**Raw data**
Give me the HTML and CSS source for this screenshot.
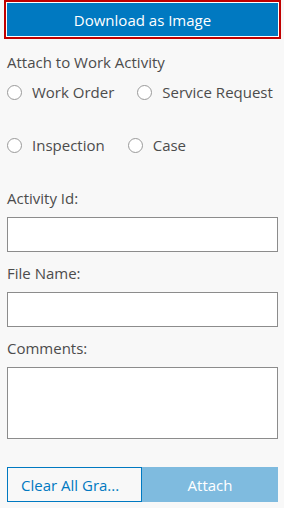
FILE: index.html
```html
<!DOCTYPE html>
<html lang="en">
<head>
  <meta charset="UTF-8">
  <meta name="viewport" content="width=device-width, initial-scale=1.0">
  <title>Screenshot</title>
  <link rel="stylesheet" href="styles.css">
</head>
<body>
  <div class="panel">
    <button class="download-btn" type="button">Download as Image</button>

    <!-- Attach to work activity -->
    <div class="section-label">Attach to Work Activity</div>
    <div class="radio-row">
      <label class="radio"><span class="radio-circle"></span>Work Order</label>
      <label class="radio"><span class="radio-circle"></span>Service Request</label>
    </div>
    <div class="radio-row second">
      <label class="radio"><span class="radio-circle"></span>Inspection</label>
      <label class="radio"><span class="radio-circle"></span>Case</label>
    </div>

    <div class="field first">
      <div class="field-label">Activity Id:</div>
      <div class="text-box"></div>
    </div>
    <div class="field">
      <div class="field-label">File Name:</div>
      <div class="text-box"></div>
    </div>
    <div class="field">
      <div class="field-label">Comments:</div>
      <div class="text-box area"></div>
    </div>

    <div class="actions">
      <button class="btn-clear" type="button">Clear All Gra...</button>
      <button class="btn-attach" type="button">Attach</button>
    </div>
  </div>
</body>
</html>
```

FILE: styles.css
```css
body {
  margin: 0;
  background: #f8f8f8;
  font-family: "Open Sans", Arial, sans-serif;
  font-size: 15px;
  color: #4c4c4c;
}
.panel {
  padding: 2px 6px 0 7px;
}
.download-btn {
  display: block;
  width: 273px;
  height: 35px;
  margin-left: -1px;
  background: #0079c1;
  color: #fff;
  border: 1px solid #fff;
  outline: 2px solid #c00000;
  font-family: inherit;
  font-size: 15px;
  padding: 0;
}
.section-label {
  margin-top: 15px;
  line-height: 20px;
}
.radio-row {
  display: flex;
  margin-top: 10px;
  height: 20px;
  align-items: center;
}
.radio-row.second {
  margin-top: 33px;
}
.radio {
  display: flex;
  align-items: center;
  flex-shrink: 0;
  white-space: nowrap;
  margin-right: 23px;
  line-height: 20px;
}
.radio-circle {
  width: 13px;
  height: 13px;
  border: 1px solid #9a9a9a;
  border-radius: 50%;
  background: #fff;
  margin-right: 10px;
}
.field {
  margin-top: 11px;
}
.field.first {
  margin-top: 33px;
}
.field-label {
  line-height: 20px;
  margin-bottom: 9px;
}
.text-box {
  height: 33px;
  background: #fff;
  border: 1px solid #8c8c8c;
}
.text-box.area {
  height: 70px;
}
.actions {
  display: grid;
  grid-template-columns: 135px 136px;
  margin-top: 28px;
}
.btn-clear, .btn-attach {
  width: 100%;
  min-width: 0;
  height: 35px;
  font-family: inherit;
  font-size: 15px;
  padding: 0;
}
.btn-clear {
  background: transparent;
  color: #0079c1;
  border: 1px solid #0079c1;
  text-align: left;
  padding-left: 13px;
  white-space: nowrap;
  overflow: hidden;
}
.btn-attach {
  background: #7fbbdf;
  color: #fff;
  border: none;
}
```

**Problem requirements**
Copy the listing in full and without alteration, omitting every picture.

**Response to this exercise**
Give me the HTML and CSS source for this screenshot.
FILE: index.html
```html
<!DOCTYPE html>
<html lang="en">
<head>
  <meta charset="UTF-8">
  <meta name="viewport" content="width=device-width, initial-scale=1.0">
  <title>Screenshot</title>
  <link rel="stylesheet" href="styles.css">
</head>
<body>
  <div class="panel">
    <button class="download-btn" type="button">Download as Image</button>

    <!-- Attach to work activity -->
    <div class="section-label">Attach to Work Activity</div>
    <div class="radio-row">
      <label class="radio"><span class="radio-circle"></span>Work Order</label>
      <label class="radio"><span class="radio-circle"></span>Service Request</label>
    </div>
    <div class="radio-row second">
      <label class="radio"><span class="radio-circle"></span>Inspection</label>
      <label class="radio"><span class="radio-circle"></span>Case</label>
    </div>

    <div class="field first">
      <div class="field-label">Activity Id:</div>
      <div class="text-box"></div>
    </div>
    <div class="field">
      <div class="field-label">File Name:</div>
      <div class="text-box"></div>
    </div>
    <div class="field">
      <div class="field-label">Comments:</div>
      <div class="text-box area"></div>
    </div>

    <div class="actions">
      <button class="btn-clear" type="button">Clear All Gra...</button>
      <button class="btn-attach" type="button">Attach</button>
    </div>
  </div>
</body>
</html>
```

FILE: styles.css
```css
body {
  margin: 0;
  background: #f8f8f8;
  font-family: "Open Sans", Arial, sans-serif;
  font-size: 15px;
  color: #4c4c4c;
}
.panel {
  padding: 2px 6px 0 7px;
}
.download-btn {
  display: block;
  width: 273px;
  height: 35px;
  margin-left: -1px;
  background: #0079c1;
  color: #fff;
  border: 1px solid #fff;
  outline: 2px solid #c00000;
  font-family: inherit;
  font-size: 15px;
  padding: 0;
}
.section-label {
  margin-top: 15px;
  line-height: 20px;
}
.radio-row {
  display: flex;
  margin-top: 10px;
  height: 20px;
  align-items: center;
}
.radio-row.second {
  margin-top: 33px;
}
.radio {
  display: flex;
  align-items: center;
  flex-shrink: 0;
  white-space: nowrap;
  margin-right: 23px;
  line-height: 20px;
}
.radio-circle {
  width: 13px;
  height: 13px;
  border: 1px solid #9a9a9a;
  border-radius: 50%;
  background: #fff;
  margin-right: 10px;
}
.field {
  margin-top: 11px;
}
.field.first {
  margin-top: 33px;
}
.field-label {
  line-height: 20px;
  margin-bottom: 9px;
}
.text-box {
  height: 33px;
  background: #fff;
  border: 1px solid #8c8c8c;
}
.text-box.area {
  height: 70px;
}
.actions {
  display: grid;
  grid-template-columns: 135px 136px;
  margin-top: 28px;
}
.btn-clear, .btn-attach {
  width: 100%;
  min-width: 0;
  height: 35px;
  font-family: inherit;
  font-size: 15px;
  padding: 0;
}
.btn-clear {
  background: transparent;
  color: #0079c1;
  border: 1px solid #0079c1;
  text-align: left;
  padding-left: 13px;
  white-space: nowrap;
  overflow: hidden;
}
.btn-attach {
  background: #7fbbdf;
  color: #fff;
  border: none;
}
```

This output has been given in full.